STORED DATA:
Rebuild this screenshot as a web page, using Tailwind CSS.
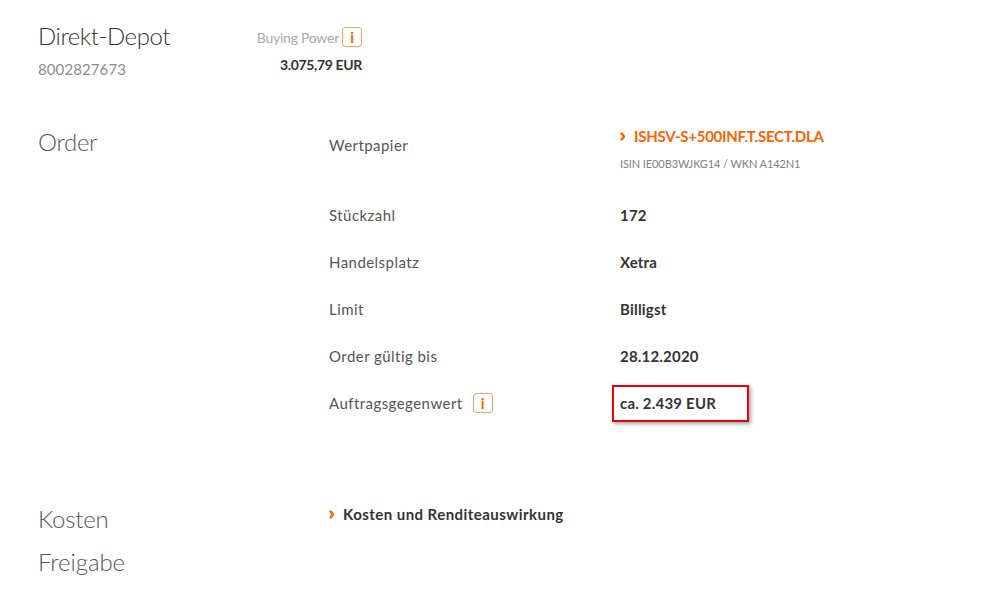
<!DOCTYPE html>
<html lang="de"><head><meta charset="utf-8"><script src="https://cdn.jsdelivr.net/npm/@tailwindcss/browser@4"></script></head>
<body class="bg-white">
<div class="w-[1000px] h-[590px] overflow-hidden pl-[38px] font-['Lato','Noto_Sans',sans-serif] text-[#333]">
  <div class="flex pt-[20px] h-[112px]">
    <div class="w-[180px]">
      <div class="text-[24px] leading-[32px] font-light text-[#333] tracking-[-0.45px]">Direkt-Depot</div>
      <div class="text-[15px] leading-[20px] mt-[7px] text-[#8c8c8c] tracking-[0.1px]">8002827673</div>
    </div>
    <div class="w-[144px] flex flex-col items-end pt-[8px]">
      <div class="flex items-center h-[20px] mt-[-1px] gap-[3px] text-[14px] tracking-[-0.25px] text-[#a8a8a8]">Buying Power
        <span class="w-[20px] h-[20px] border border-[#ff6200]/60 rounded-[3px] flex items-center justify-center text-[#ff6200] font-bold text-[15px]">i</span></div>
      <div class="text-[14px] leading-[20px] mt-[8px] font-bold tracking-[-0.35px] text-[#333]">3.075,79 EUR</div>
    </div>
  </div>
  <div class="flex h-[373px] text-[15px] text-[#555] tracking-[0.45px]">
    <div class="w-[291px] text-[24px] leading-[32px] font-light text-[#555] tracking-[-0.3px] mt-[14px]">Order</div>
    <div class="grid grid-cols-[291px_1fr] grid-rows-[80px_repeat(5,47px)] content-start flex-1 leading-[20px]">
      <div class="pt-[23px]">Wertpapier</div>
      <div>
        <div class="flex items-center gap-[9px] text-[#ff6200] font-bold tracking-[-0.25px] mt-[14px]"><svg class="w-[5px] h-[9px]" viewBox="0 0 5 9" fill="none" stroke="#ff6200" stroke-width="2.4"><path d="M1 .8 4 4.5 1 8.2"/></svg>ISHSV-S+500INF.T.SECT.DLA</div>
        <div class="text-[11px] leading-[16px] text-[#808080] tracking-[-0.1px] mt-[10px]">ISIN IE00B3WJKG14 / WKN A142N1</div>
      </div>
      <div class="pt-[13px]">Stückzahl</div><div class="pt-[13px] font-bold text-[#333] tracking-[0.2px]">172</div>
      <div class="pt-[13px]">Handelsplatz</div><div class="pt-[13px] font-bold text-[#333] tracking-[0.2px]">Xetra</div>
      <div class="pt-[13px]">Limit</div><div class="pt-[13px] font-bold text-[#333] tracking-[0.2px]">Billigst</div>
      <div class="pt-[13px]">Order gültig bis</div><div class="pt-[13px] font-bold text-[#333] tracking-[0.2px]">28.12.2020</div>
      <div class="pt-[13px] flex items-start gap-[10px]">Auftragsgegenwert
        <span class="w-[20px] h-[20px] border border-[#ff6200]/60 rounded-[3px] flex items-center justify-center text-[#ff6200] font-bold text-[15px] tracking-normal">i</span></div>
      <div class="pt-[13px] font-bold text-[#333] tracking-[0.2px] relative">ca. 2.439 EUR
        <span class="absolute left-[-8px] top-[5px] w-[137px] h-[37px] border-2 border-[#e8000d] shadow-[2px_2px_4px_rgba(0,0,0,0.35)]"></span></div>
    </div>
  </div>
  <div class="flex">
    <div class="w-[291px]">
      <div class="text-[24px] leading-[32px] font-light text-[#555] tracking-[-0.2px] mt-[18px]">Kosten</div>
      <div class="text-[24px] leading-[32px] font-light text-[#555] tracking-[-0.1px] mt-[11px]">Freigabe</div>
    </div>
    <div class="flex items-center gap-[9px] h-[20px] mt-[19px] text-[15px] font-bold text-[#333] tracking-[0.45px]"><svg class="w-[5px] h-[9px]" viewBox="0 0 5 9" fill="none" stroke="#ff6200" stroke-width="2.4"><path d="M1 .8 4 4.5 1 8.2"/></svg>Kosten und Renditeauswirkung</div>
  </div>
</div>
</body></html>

WRITTEN INSTRUCTION: Repeat the material above word for word and skip every image in it.

SOLUTION:
Rebuild this screenshot as a web page, using Tailwind CSS.
<!DOCTYPE html>
<html lang="de"><head><meta charset="utf-8"><script src="https://cdn.jsdelivr.net/npm/@tailwindcss/browser@4"></script></head>
<body class="bg-white">
<div class="w-[1000px] h-[590px] overflow-hidden pl-[38px] font-['Lato','Noto_Sans',sans-serif] text-[#333]">
  <div class="flex pt-[20px] h-[112px]">
    <div class="w-[180px]">
      <div class="text-[24px] leading-[32px] font-light text-[#333] tracking-[-0.45px]">Direkt-Depot</div>
      <div class="text-[15px] leading-[20px] mt-[7px] text-[#8c8c8c] tracking-[0.1px]">8002827673</div>
    </div>
    <div class="w-[144px] flex flex-col items-end pt-[8px]">
      <div class="flex items-center h-[20px] mt-[-1px] gap-[3px] text-[14px] tracking-[-0.25px] text-[#a8a8a8]">Buying Power
        <span class="w-[20px] h-[20px] border border-[#ff6200]/60 rounded-[3px] flex items-center justify-center text-[#ff6200] font-bold text-[15px]">i</span></div>
      <div class="text-[14px] leading-[20px] mt-[8px] font-bold tracking-[-0.35px] text-[#333]">3.075,79 EUR</div>
    </div>
  </div>
  <div class="flex h-[373px] text-[15px] text-[#555] tracking-[0.45px]">
    <div class="w-[291px] text-[24px] leading-[32px] font-light text-[#555] tracking-[-0.3px] mt-[14px]">Order</div>
    <div class="grid grid-cols-[291px_1fr] grid-rows-[80px_repeat(5,47px)] content-start flex-1 leading-[20px]">
      <div class="pt-[23px]">Wertpapier</div>
      <div>
        <div class="flex items-center gap-[9px] text-[#ff6200] font-bold tracking-[-0.25px] mt-[14px]"><svg class="w-[5px] h-[9px]" viewBox="0 0 5 9" fill="none" stroke="#ff6200" stroke-width="2.4"><path d="M1 .8 4 4.5 1 8.2"/></svg>ISHSV-S+500INF.T.SECT.DLA</div>
        <div class="text-[11px] leading-[16px] text-[#808080] tracking-[-0.1px] mt-[10px]">ISIN IE00B3WJKG14 / WKN A142N1</div>
      </div>
      <div class="pt-[13px]">Stückzahl</div><div class="pt-[13px] font-bold text-[#333] tracking-[0.2px]">172</div>
      <div class="pt-[13px]">Handelsplatz</div><div class="pt-[13px] font-bold text-[#333] tracking-[0.2px]">Xetra</div>
      <div class="pt-[13px]">Limit</div><div class="pt-[13px] font-bold text-[#333] tracking-[0.2px]">Billigst</div>
      <div class="pt-[13px]">Order gültig bis</div><div class="pt-[13px] font-bold text-[#333] tracking-[0.2px]">28.12.2020</div>
      <div class="pt-[13px] flex items-start gap-[10px]">Auftragsgegenwert
        <span class="w-[20px] h-[20px] border border-[#ff6200]/60 rounded-[3px] flex items-center justify-center text-[#ff6200] font-bold text-[15px] tracking-normal">i</span></div>
      <div class="pt-[13px] font-bold text-[#333] tracking-[0.2px] relative">ca. 2.439 EUR
        <span class="absolute left-[-8px] top-[5px] w-[137px] h-[37px] border-2 border-[#e8000d] shadow-[2px_2px_4px_rgba(0,0,0,0.35)]"></span></div>
    </div>
  </div>
  <div class="flex">
    <div class="w-[291px]">
      <div class="text-[24px] leading-[32px] font-light text-[#555] tracking-[-0.2px] mt-[18px]">Kosten</div>
      <div class="text-[24px] leading-[32px] font-light text-[#555] tracking-[-0.1px] mt-[11px]">Freigabe</div>
    </div>
    <div class="flex items-center gap-[9px] h-[20px] mt-[19px] text-[15px] font-bold text-[#333] tracking-[0.45px]"><svg class="w-[5px] h-[9px]" viewBox="0 0 5 9" fill="none" stroke="#ff6200" stroke-width="2.4"><path d="M1 .8 4 4.5 1 8.2"/></svg>Kosten und Renditeauswirkung</div>
  </div>
</div>
</body></html>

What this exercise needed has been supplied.